Claus Mayer: Ein schlechtes Fußballspiel, dass aber von der Spannung lebt, bleibt torlos und wird letzten Endes im Elfmeterschießen entschieden. Der Held heisst diesmal aber nicht Jörg Sievers, sondern Yann Sommer!

Christian Spoo: Borussia macht es spannend, setzt sich aber dann doch mit 2:1 in der regulären Spielzeit durch.

Michael Heinen: Borussia kann an einem guten Tag jeden Gegner schlagen, an einem schlechten Tag aber leider auch gegen jeden verlieren. Gegen die zuletzt verbesserten Hannoveraner wird es daher ganz bestimmt kein Selbstläufer. Gerade die Probleme im Offensivspiel bereiten Sorge solange Hofmann ausfällt und Thuram/Plea ihrer früheren Form hinterherlaufen. Mein Tipp: Borussia quält sich zu einem mühsamen 1:0-Sieg.

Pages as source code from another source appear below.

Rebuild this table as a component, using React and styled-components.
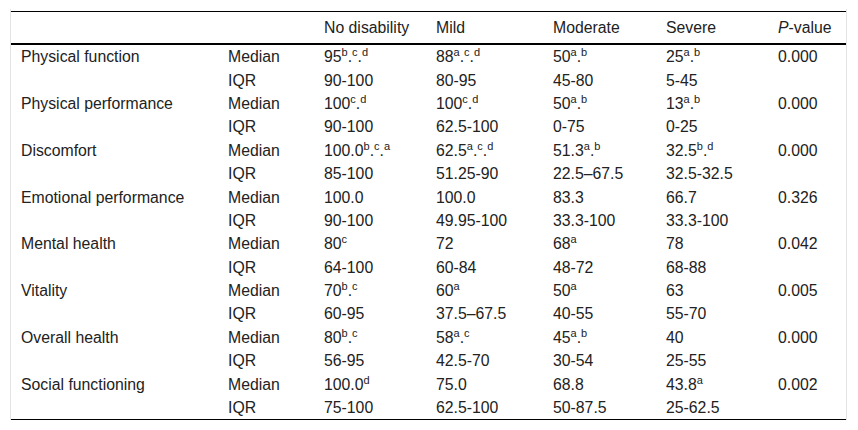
import React from "react";
import styled, { createGlobalStyle } from "styled-components";

const GlobalStyle = createGlobalStyle`
  body {
    margin: 0;
    background: #fff;
    font-family: "Liberation Sans", Arial, sans-serif;
  }
`;

const Page = styled.div`
  padding: 9px 11px 0 10px;
`;

const Frame = styled.div`
  border-left: 1px solid #e3e3e3;
  border-right: 1px solid #e3e3e3;
  padding-top: 2px;
`;

const Table = styled.table`
  width: 100%;
  border-collapse: collapse;
  table-layout: fixed;
  border-top: 1px solid #000;
  border-bottom: 1px solid #000;
  font-size: 15.8px;
  color: #222;
`;

const HeadRow = styled.tr`
  border-bottom: 2px solid #000;
`;

const HeadCell = styled.th`
  height: 31px;
  padding: 0 0 0 10px;
  text-align: left;
  font-weight: normal;
  vertical-align: middle;
`;

const Cell = styled.td`
  height: 23.4px;
  padding: 0 0 0 10px;
  vertical-align: middle;
  white-space: nowrap;
  line-height: 17px;
`;

const Sup = styled.sup`
  font-size: 11px;
  line-height: 0;
  vertical-align: 6px;
`;

const widths = [207, 96, 112, 117, 113, 112, 78];

// value like "95^b.^c.^d" -> plain text with superscripts
const renderValue = (v) => {
  const parts = v.split(/(\^[a-d,]+)/);
  return parts.map((p, i) =>
    p.startsWith("^") ? <Sup key={i}>{p.slice(1)}</Sup> : <React.Fragment key={i}>{p}</React.Fragment>
  );
};

const rows = [
  ["Physical function", ["95^b.^c.^d", "88^a.^c.^d", "50^a.^b", "25^a.^b", "0.000"], ["90-100", "80-95", "45-80", "5-45"]],
  ["Physical performance", ["100^c.^d", "100^c.^d", "50^a.^b", "13^a.^b", "0.000"], ["90-100", "62.5-100", "0-75", "0-25"]],
  ["Discomfort", ["100.0^b.^c.^a", "62.5^a.^c.^d", "51.3^a.^b", "32.5^b.^d", "0.000"], ["85-100", "51.25-90", "22.5–67.5", "32.5-32.5"]],
  ["Emotional performance", ["100.0", "100.0", "83.3", "66.7", "0.326"], ["90-100", "49.95-100", "33.3-100", "33.3-100"]],
  ["Mental health", ["80^c", "72", "68^a", "78", "0.042"], ["64-100", "60-84", "48-72", "68-88"]],
  ["Vitality", ["70^b.^c", "60^a", "50^a", "63", "0.005"], ["60-95", "37.5–67.5", "40-55", "55-70"]],
  ["Overall health", ["80^b.^c", "58^a.^c", "45^a.^b", "40", "0.000"], ["56-95", "42.5-70", "30-54", "25-55"]],
  ["Social functioning", ["100.0^d", "75.0", "68.8", "43.8^a", "0.002"], ["75-100", "62.5-100", "50-87.5", "25-62.5"]],
];

export default function App() {
  return (
    <>
      <GlobalStyle />
      <Page>
        <Frame>
          <Table>
            <colgroup>
              {widths.map((w, i) => (
                <col key={i} style={{ width: w }} />
              ))}
            </colgroup>
            <thead>
              <HeadRow>
                <HeadCell />
                <HeadCell />
                <HeadCell>No disability</HeadCell>
                <HeadCell>Mild</HeadCell>
                <HeadCell>Moderate</HeadCell>
                <HeadCell>Severe</HeadCell>
                <HeadCell>
                  <i>P</i>-value
                </HeadCell>
              </HeadRow>
            </thead>
            <tbody>
              {rows.map(([label, median, iqr]) => (
                <React.Fragment key={label}>
                  <tr>
                    <Cell>{label}</Cell>
                    <Cell>Median</Cell>
                    {median.map((v, i) => (
                      <Cell key={i}>{renderValue(v)}</Cell>
                    ))}
                  </tr>
                  <tr>
                    <Cell />
                    <Cell>IQR</Cell>
                    {iqr.map((v, i) => (
                      <Cell key={i}>{v}</Cell>
                    ))}
                    <Cell />
                  </tr>
                </React.Fragment>
              ))}
            </tbody>
          </Table>
        </Frame>
      </Page>
    </>
  );
}
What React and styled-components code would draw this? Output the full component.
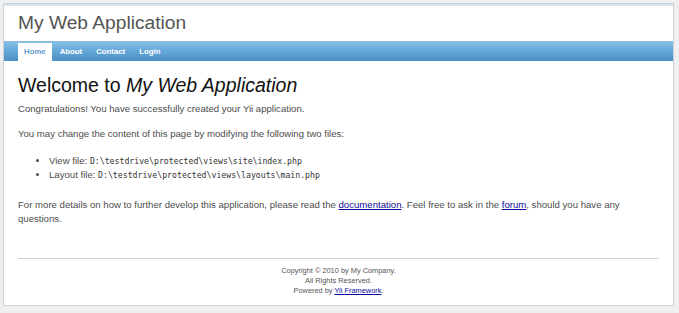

Uwe Pirl: Ein unterdurchschnittlicher, aber auf dem aufsteigenden Ast befindlicher Zweitligist trifft auf einen verunsicherten Erstligisten. Das ist der Stoff, aus dem Pokalsensationen gemacht werden, die eigentlich gar keine großen Sensationen sind. Hannover vermeidet Verlängerung und Elfmeterschießen und gewinnt in der regulären Spielzeit 2:1 gegen Gladbach.

Thomas Häcki:  Bei der Borussia läuft es nicht gut, an der Leine aber auch nicht. Und so zieht Adi Hütter mit einem 2:1 ins Viertelfinale ein.